• Recorded information:
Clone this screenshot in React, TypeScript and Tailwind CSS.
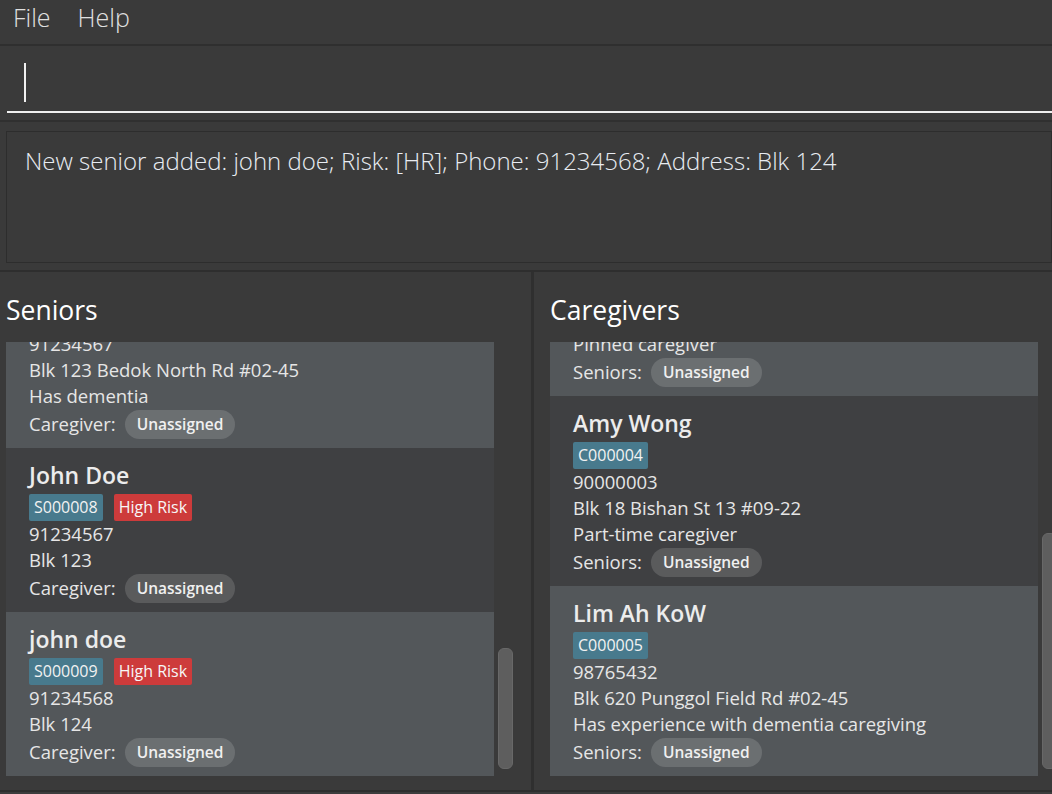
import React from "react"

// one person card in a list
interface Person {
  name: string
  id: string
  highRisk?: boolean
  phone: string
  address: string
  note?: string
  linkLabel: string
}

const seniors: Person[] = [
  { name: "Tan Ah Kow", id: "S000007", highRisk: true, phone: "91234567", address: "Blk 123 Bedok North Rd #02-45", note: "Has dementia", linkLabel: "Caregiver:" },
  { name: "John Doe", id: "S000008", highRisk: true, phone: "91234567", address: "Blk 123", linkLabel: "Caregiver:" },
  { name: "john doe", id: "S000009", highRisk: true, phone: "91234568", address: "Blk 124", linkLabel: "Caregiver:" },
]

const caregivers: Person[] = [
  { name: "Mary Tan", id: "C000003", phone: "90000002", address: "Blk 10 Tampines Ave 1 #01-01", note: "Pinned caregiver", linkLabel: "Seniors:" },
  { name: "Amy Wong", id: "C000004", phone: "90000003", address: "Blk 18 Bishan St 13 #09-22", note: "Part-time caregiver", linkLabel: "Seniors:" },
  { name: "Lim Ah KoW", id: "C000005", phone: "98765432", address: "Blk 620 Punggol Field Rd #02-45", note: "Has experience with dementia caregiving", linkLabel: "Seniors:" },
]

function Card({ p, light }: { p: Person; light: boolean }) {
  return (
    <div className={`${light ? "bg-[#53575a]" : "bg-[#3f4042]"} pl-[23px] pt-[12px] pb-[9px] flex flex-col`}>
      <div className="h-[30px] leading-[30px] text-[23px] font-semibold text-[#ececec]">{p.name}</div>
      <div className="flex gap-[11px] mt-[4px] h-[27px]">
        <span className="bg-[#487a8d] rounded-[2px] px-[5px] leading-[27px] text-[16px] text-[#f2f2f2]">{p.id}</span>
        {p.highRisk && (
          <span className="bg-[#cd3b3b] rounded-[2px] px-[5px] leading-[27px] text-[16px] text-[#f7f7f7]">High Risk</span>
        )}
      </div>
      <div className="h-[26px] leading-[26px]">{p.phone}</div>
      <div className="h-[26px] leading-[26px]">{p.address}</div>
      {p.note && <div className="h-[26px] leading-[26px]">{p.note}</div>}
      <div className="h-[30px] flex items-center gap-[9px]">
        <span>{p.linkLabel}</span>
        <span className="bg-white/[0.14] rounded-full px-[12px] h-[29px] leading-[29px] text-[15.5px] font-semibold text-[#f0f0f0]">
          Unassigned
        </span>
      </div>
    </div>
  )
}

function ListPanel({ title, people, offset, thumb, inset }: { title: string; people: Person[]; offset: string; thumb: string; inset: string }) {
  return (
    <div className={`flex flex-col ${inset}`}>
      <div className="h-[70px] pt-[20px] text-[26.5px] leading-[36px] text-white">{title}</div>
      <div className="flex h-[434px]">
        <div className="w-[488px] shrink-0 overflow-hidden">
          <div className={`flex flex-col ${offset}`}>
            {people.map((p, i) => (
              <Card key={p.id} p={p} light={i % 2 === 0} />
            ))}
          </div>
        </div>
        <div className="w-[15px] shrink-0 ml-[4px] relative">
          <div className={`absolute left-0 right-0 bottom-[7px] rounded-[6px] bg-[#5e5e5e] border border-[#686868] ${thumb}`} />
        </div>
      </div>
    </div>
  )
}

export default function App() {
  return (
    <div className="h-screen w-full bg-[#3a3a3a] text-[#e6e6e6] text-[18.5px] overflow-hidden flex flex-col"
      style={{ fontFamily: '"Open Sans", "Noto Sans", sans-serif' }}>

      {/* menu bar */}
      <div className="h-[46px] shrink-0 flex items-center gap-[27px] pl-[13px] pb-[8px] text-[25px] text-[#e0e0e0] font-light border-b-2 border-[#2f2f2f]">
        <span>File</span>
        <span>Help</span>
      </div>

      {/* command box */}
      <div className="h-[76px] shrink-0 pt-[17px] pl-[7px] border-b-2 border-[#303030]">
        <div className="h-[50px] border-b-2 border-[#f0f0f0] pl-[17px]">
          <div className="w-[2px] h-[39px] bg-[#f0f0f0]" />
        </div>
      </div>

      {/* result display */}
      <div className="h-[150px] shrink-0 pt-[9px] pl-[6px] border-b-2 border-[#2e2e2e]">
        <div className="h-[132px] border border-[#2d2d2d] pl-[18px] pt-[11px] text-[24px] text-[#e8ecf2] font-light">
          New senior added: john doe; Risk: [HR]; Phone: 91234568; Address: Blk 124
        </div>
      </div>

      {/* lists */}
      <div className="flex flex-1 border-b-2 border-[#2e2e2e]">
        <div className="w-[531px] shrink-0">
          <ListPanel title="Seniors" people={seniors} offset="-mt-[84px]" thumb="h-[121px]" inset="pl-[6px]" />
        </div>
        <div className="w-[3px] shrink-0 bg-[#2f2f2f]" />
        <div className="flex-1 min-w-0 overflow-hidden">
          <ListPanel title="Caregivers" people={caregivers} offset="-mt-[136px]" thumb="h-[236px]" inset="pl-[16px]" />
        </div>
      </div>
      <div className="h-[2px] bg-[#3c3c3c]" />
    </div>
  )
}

• Written instruction:
Skip the images and write out the rest of the listing exactly.

• Answer for this exercise:
Clone this screenshot in React, TypeScript and Tailwind CSS.
import React from "react"

// one person card in a list
interface Person {
  name: string
  id: string
  highRisk?: boolean
  phone: string
  address: string
  note?: string
  linkLabel: string
}

const seniors: Person[] = [
  { name: "Tan Ah Kow", id: "S000007", highRisk: true, phone: "91234567", address: "Blk 123 Bedok North Rd #02-45", note: "Has dementia", linkLabel: "Caregiver:" },
  { name: "John Doe", id: "S000008", highRisk: true, phone: "91234567", address: "Blk 123", linkLabel: "Caregiver:" },
  { name: "john doe", id: "S000009", highRisk: true, phone: "91234568", address: "Blk 124", linkLabel: "Caregiver:" },
]

const caregivers: Person[] = [
  { name: "Mary Tan", id: "C000003", phone: "90000002", address: "Blk 10 Tampines Ave 1 #01-01", note: "Pinned caregiver", linkLabel: "Seniors:" },
  { name: "Amy Wong", id: "C000004", phone: "90000003", address: "Blk 18 Bishan St 13 #09-22", note: "Part-time caregiver", linkLabel: "Seniors:" },
  { name: "Lim Ah KoW", id: "C000005", phone: "98765432", address: "Blk 620 Punggol Field Rd #02-45", note: "Has experience with dementia caregiving", linkLabel: "Seniors:" },
]

function Card({ p, light }: { p: Person; light: boolean }) {
  return (
    <div className={`${light ? "bg-[#53575a]" : "bg-[#3f4042]"} pl-[23px] pt-[12px] pb-[9px] flex flex-col`}>
      <div className="h-[30px] leading-[30px] text-[23px] font-semibold text-[#ececec]">{p.name}</div>
      <div className="flex gap-[11px] mt-[4px] h-[27px]">
        <span className="bg-[#487a8d] rounded-[2px] px-[5px] leading-[27px] text-[16px] text-[#f2f2f2]">{p.id}</span>
        {p.highRisk && (
          <span className="bg-[#cd3b3b] rounded-[2px] px-[5px] leading-[27px] text-[16px] text-[#f7f7f7]">High Risk</span>
        )}
      </div>
      <div className="h-[26px] leading-[26px]">{p.phone}</div>
      <div className="h-[26px] leading-[26px]">{p.address}</div>
      {p.note && <div className="h-[26px] leading-[26px]">{p.note}</div>}
      <div className="h-[30px] flex items-center gap-[9px]">
        <span>{p.linkLabel}</span>
        <span className="bg-white/[0.14] rounded-full px-[12px] h-[29px] leading-[29px] text-[15.5px] font-semibold text-[#f0f0f0]">
          Unassigned
        </span>
      </div>
    </div>
  )
}

function ListPanel({ title, people, offset, thumb, inset }: { title: string; people: Person[]; offset: string; thumb: string; inset: string }) {
  return (
    <div className={`flex flex-col ${inset}`}>
      <div className="h-[70px] pt-[20px] text-[26.5px] leading-[36px] text-white">{title}</div>
      <div className="flex h-[434px]">
        <div className="w-[488px] shrink-0 overflow-hidden">
          <div className={`flex flex-col ${offset}`}>
            {people.map((p, i) => (
              <Card key={p.id} p={p} light={i % 2 === 0} />
            ))}
          </div>
        </div>
        <div className="w-[15px] shrink-0 ml-[4px] relative">
          <div className={`absolute left-0 right-0 bottom-[7px] rounded-[6px] bg-[#5e5e5e] border border-[#686868] ${thumb}`} />
        </div>
      </div>
    </div>
  )
}

export default function App() {
  return (
    <div className="h-screen w-full bg-[#3a3a3a] text-[#e6e6e6] text-[18.5px] overflow-hidden flex flex-col"
      style={{ fontFamily: '"Open Sans", "Noto Sans", sans-serif' }}>

      {/* menu bar */}
      <div className="h-[46px] shrink-0 flex items-center gap-[27px] pl-[13px] pb-[8px] text-[25px] text-[#e0e0e0] font-light border-b-2 border-[#2f2f2f]">
        <span>File</span>
        <span>Help</span>
      </div>

      {/* command box */}
      <div className="h-[76px] shrink-0 pt-[17px] pl-[7px] border-b-2 border-[#303030]">
        <div className="h-[50px] border-b-2 border-[#f0f0f0] pl-[17px]">
          <div className="w-[2px] h-[39px] bg-[#f0f0f0]" />
        </div>
      </div>

      {/* result display */}
      <div className="h-[150px] shrink-0 pt-[9px] pl-[6px] border-b-2 border-[#2e2e2e]">
        <div className="h-[132px] border border-[#2d2d2d] pl-[18px] pt-[11px] text-[24px] text-[#e8ecf2] font-light">
          New senior added: john doe; Risk: [HR]; Phone: 91234568; Address: Blk 124
        </div>
      </div>

      {/* lists */}
      <div className="flex flex-1 border-b-2 border-[#2e2e2e]">
        <div className="w-[531px] shrink-0">
          <ListPanel title="Seniors" people={seniors} offset="-mt-[84px]" thumb="h-[121px]" inset="pl-[6px]" />
        </div>
        <div className="w-[3px] shrink-0 bg-[#2f2f2f]" />
        <div className="flex-1 min-w-0 overflow-hidden">
          <ListPanel title="Caregivers" people={caregivers} offset="-mt-[136px]" thumb="h-[236px]" inset="pl-[16px]" />
        </div>
      </div>
      <div className="h-[2px] bg-[#3c3c3c]" />
    </div>
  )
}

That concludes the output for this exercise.